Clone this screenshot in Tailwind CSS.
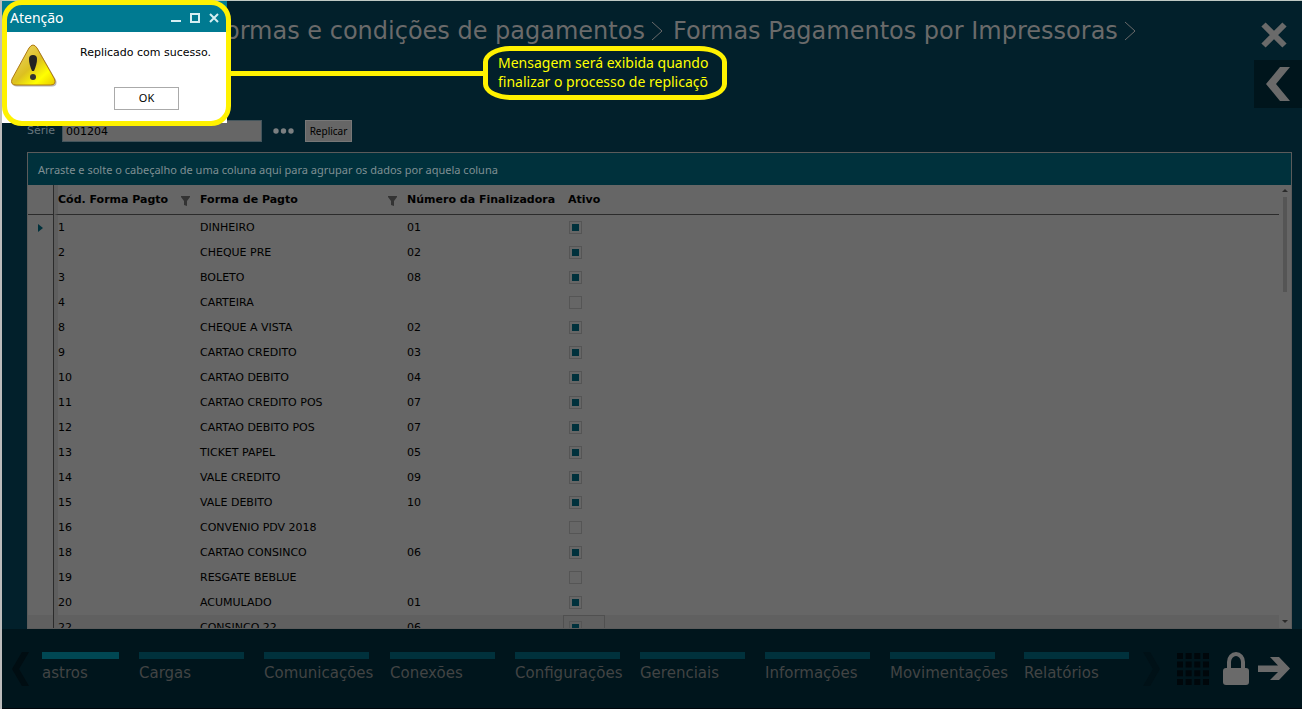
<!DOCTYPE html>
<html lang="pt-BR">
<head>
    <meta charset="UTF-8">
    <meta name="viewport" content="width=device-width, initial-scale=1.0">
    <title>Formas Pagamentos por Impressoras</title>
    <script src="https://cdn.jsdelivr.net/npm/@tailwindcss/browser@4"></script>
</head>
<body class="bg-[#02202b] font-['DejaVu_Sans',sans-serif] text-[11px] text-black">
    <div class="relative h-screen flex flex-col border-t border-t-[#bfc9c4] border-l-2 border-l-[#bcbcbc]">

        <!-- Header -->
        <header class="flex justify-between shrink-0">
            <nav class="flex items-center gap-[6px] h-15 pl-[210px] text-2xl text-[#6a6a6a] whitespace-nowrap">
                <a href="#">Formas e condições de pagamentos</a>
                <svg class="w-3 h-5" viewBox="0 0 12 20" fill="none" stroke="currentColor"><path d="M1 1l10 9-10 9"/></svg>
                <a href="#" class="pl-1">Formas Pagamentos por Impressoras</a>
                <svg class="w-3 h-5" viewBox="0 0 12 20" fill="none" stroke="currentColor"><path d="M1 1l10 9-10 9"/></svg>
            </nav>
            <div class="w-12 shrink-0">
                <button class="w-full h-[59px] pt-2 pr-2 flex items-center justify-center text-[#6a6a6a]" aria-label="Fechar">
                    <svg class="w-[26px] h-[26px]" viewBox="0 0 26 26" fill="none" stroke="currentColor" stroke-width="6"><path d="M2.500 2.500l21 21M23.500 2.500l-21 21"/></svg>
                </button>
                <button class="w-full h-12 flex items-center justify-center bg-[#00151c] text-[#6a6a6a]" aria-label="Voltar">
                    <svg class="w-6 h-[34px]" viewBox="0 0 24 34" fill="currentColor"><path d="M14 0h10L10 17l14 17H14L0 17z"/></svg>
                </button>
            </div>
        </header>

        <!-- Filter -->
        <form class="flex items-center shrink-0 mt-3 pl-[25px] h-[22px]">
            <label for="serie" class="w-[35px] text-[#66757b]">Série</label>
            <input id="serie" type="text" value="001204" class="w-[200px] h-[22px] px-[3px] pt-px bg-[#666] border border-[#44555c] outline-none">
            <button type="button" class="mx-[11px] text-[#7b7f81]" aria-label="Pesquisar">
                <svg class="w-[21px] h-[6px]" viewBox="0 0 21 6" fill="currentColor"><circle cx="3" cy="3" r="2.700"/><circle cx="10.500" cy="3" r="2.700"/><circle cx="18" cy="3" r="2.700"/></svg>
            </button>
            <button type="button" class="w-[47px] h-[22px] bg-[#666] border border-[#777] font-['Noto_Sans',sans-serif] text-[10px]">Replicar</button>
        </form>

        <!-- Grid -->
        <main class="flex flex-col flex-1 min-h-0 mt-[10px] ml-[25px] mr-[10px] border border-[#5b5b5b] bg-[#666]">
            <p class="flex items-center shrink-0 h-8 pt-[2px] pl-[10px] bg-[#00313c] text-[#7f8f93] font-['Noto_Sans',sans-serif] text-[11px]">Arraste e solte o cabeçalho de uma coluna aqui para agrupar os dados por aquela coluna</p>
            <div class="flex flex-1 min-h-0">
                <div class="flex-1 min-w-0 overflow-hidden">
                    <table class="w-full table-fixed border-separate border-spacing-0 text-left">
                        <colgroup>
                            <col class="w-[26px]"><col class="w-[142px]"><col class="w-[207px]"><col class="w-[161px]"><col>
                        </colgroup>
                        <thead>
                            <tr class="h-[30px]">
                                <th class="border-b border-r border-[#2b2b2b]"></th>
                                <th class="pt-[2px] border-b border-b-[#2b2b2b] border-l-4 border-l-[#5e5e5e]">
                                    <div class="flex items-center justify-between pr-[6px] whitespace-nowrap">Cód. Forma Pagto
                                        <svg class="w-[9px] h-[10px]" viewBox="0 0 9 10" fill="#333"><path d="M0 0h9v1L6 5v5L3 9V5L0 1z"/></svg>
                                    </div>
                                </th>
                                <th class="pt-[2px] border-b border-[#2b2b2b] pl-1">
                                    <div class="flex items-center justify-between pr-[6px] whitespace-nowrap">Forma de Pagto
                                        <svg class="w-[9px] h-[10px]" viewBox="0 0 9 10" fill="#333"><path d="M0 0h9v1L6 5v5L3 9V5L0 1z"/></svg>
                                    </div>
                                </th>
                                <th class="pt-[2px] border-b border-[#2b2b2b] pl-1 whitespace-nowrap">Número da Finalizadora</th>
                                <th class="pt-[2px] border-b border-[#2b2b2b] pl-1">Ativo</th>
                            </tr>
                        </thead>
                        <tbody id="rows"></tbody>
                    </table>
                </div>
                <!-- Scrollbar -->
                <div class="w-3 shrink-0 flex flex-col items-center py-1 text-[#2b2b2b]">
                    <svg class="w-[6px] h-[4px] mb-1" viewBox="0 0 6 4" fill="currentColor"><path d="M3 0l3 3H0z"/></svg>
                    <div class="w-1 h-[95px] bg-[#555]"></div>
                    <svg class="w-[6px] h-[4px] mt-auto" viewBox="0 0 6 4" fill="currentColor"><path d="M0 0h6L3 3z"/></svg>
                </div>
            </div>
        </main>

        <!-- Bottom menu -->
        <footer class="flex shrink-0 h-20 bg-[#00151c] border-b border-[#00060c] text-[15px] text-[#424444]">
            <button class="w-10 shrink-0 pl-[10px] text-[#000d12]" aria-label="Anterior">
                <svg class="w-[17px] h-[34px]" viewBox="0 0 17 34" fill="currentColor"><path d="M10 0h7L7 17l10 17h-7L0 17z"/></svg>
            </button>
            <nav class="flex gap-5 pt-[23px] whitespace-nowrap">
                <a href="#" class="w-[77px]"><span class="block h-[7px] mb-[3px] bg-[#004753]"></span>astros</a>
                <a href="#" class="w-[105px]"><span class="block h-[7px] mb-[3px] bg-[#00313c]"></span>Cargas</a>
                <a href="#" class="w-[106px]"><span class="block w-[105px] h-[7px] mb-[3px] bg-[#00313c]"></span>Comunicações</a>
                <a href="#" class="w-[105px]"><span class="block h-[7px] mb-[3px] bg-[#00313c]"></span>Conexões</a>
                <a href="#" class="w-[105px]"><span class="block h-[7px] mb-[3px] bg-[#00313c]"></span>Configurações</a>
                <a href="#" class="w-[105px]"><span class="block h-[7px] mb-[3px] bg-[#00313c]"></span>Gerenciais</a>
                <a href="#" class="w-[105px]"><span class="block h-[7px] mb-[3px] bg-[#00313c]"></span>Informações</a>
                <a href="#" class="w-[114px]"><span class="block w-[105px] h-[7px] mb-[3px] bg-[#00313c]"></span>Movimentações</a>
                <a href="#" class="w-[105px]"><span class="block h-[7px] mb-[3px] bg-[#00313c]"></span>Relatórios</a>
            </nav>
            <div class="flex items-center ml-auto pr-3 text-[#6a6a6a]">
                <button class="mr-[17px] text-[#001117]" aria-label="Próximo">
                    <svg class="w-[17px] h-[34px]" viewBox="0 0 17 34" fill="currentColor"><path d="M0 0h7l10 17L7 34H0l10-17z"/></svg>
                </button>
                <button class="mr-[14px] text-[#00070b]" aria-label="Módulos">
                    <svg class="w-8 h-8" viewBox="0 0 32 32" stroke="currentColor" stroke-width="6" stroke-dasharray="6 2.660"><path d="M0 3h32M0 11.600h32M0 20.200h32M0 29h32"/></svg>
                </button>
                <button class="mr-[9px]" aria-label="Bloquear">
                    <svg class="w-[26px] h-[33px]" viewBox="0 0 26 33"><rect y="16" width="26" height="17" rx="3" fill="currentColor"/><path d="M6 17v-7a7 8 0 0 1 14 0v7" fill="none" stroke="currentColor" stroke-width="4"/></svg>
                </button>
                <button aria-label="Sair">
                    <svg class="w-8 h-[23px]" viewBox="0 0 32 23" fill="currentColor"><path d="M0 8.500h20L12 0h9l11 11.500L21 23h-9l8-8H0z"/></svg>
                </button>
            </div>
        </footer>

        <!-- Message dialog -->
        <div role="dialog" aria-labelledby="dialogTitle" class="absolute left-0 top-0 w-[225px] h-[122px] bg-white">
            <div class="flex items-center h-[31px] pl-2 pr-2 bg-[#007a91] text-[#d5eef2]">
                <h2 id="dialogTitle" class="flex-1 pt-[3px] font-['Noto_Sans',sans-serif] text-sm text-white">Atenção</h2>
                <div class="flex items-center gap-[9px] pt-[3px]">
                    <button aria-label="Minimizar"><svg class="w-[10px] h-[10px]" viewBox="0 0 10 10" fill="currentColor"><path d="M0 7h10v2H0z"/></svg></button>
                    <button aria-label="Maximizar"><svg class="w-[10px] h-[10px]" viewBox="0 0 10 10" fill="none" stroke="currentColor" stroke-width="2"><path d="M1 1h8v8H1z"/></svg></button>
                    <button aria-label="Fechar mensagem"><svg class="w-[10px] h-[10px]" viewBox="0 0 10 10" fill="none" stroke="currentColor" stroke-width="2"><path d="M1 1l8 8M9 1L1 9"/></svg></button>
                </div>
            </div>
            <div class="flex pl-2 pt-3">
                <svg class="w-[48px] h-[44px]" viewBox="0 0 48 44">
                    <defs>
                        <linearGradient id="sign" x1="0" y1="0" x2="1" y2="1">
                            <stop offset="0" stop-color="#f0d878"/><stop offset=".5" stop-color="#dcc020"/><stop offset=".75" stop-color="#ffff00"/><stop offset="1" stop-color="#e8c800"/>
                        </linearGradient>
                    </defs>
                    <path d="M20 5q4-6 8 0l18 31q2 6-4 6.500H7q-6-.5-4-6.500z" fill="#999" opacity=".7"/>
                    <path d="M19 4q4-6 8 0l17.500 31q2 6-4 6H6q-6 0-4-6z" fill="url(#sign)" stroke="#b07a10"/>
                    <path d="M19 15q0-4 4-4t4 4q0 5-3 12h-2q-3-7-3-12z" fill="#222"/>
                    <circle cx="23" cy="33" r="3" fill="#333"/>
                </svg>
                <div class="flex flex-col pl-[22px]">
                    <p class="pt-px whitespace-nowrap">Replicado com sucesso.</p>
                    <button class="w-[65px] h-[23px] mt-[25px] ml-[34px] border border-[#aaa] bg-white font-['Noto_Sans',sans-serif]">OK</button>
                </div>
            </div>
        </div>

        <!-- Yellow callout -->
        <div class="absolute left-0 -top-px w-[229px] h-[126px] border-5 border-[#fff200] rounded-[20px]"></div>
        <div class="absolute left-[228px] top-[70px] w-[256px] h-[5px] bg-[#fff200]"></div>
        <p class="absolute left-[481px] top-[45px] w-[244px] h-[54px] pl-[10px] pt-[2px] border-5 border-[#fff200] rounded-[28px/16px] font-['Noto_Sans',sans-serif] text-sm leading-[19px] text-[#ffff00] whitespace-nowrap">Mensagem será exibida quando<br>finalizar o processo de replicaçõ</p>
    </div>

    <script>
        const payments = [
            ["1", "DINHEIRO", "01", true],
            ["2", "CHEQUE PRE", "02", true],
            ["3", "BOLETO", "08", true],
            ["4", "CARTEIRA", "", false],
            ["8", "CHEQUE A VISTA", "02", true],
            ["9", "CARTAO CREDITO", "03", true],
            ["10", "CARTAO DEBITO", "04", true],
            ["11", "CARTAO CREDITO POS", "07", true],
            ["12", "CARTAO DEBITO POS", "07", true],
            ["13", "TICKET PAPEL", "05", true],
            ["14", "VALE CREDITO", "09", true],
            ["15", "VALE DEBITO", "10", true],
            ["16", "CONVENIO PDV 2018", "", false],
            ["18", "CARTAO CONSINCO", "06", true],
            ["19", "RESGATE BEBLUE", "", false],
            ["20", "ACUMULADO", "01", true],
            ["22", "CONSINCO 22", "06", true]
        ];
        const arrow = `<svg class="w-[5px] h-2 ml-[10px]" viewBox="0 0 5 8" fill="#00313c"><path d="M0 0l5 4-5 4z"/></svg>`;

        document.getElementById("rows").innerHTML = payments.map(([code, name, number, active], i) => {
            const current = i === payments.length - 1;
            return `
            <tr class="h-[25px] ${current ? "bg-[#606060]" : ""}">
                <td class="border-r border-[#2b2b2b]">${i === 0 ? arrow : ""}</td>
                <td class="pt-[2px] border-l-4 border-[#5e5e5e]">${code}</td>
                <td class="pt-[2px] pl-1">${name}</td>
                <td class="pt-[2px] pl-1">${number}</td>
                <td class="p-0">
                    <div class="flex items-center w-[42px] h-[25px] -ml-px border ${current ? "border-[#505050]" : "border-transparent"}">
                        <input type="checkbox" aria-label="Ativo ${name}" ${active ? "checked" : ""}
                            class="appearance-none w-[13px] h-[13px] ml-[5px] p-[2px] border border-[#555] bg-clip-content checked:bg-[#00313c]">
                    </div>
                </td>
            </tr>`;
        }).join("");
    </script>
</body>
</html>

########

**The request**.
Give back exactly the lines from the first line of the data through the line with "h-screen flex flex-col", pictures excluded.

**Solution for this problem**.
Clone this screenshot in Tailwind CSS.
<!DOCTYPE html>
<html lang="pt-BR">
<head>
    <meta charset="UTF-8">
    <meta name="viewport" content="width=device-width, initial-scale=1.0">
    <title>Formas Pagamentos por Impressoras</title>
    <script src="https://cdn.jsdelivr.net/npm/@tailwindcss/browser@4"></script>
</head>
<body class="bg-[#02202b] font-['DejaVu_Sans',sans-serif] text-[11px] text-black">
    <div class="relative h-screen flex flex-col border-t border-t-[#bfc9c4] border-l-2 border-l-[#bcbcbc]">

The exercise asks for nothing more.